In last week’s post—Metropolitan Museum as Renegade: Reorganization Defies AAMD’s Professional Standards—I noted that Met President Daniel Weiss‘ designation as his museum’s CEO, with the yet-to-be-named new director as his subordinate, ran contrary to the professional guidelines (P. 5) of the Association of Art Museum Directors. I also predicted that AAMD’s reaction to the Met’s going rogue would be to ignore it.

I was right.

Here’s the answer that I received today from AAMD’s executive director, Christine Anagnos, to my query about what, if anything, our country’s leading professional organization for art museums would do about “what seems to be a clear violation of your ‘Governance’ guidelines”:

Museums operate with different types of leadership structures. AAMD provides guidance on these structures for museums to consider as they define leadership roles [emphasis added].

Lori Fogarty, director & CEO of Oakland Museum, CA, and AAMD’s new president

In other words, museums should take AAMD’s “guidance” into account, and then decide whether or not to follow it.

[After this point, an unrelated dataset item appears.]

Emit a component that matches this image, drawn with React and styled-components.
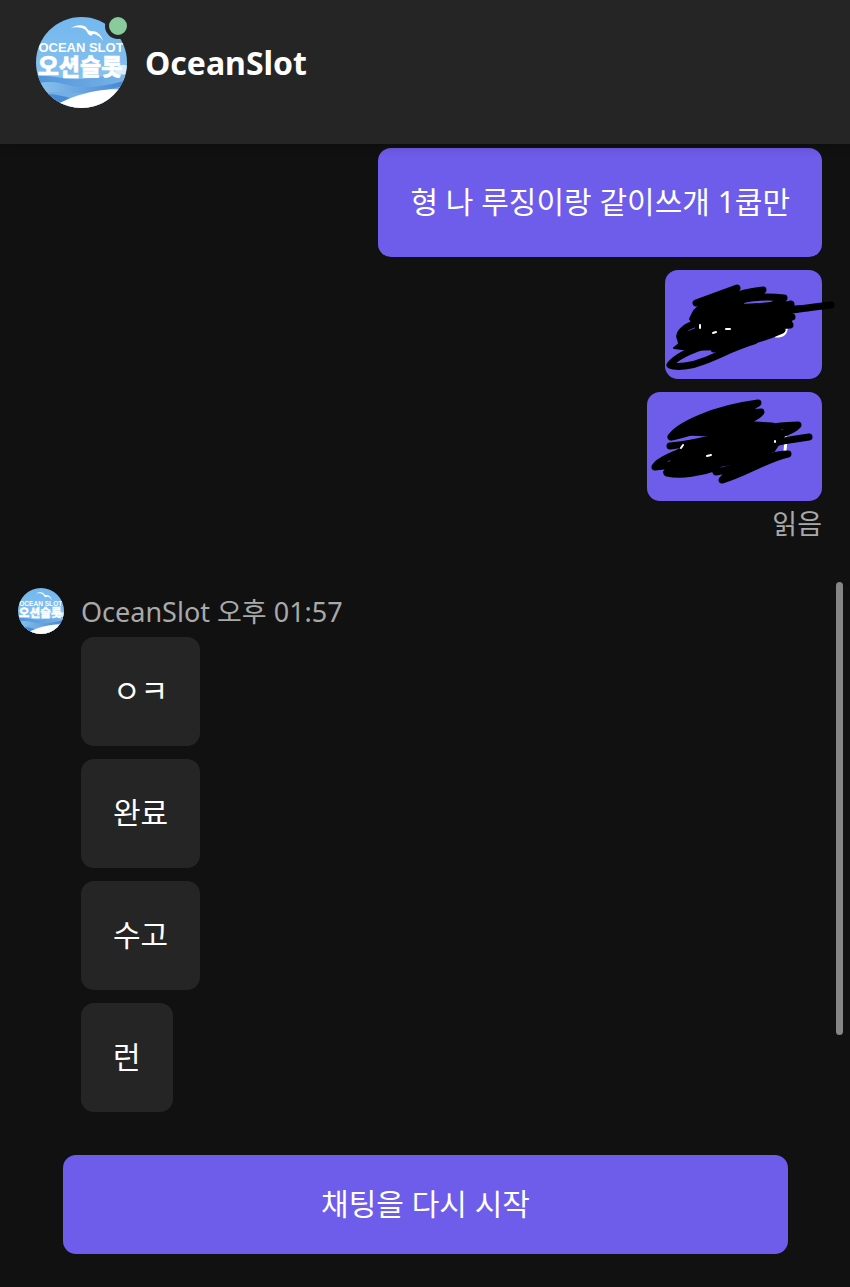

The only guideline that AAMD has seemed interested in enforcing over the years is the one stipulating that proceeds from sales of works of art “may be used only for the acquisition of works.”

If you legalistically parse AAMD’s language about museums’ appropriate administrative structure, you can see that, technically, there’s some wiggle room:

The board should [emphasis added] appoint the director…to be the chief executive officer of the museum.

In legalese, “should” doesn’t carry the same prescriptive force as “shall.”

Even if AAMD gives the Met a pass, there could be consequences to violating protocol: A strong, experienced art museum director—the only type of candidate whom the Met should consider—may balk at accepting a “demotion” from his or her accustomed CEO status, especially one that makes the director second-in-command to a museum neophyte.

In my last post, I quoted the 1999 New Yorker profile of then Met director Philippe de Montebello on the subject of museums where directors have been subordinates to presidents, with unfortunate results. A CultureGrrl reader and ex-museum director (not de Montebello or Graham Beal) reminded me of another example—the failed marriage at the Los Angeles County Museum of Art between president and CEO Andrea Rich and director Beal, who went on to lead the Detroit Institute of Arts with great distinction.

Former Detroit Institute of Arts Director Graham Beal (and me)

Like Weiss (formerly president of Haverford College), Rich was an administrator at an institution of higher learning (UCLA), but lacked museum experience.

Directing the Met is a great gig and Dan Weiss is (I still believe) a great catch. With a lot of careful planning, this unorthodox administrative structure could work…at least temporarily, while the foundering Met rights and repairs its financial ship.

The big-picture question is: Why should any museum take AAMD’s professional standards seriously, when they’re so malleable, and infractions (except for those involving deaccessions) are largely ignored?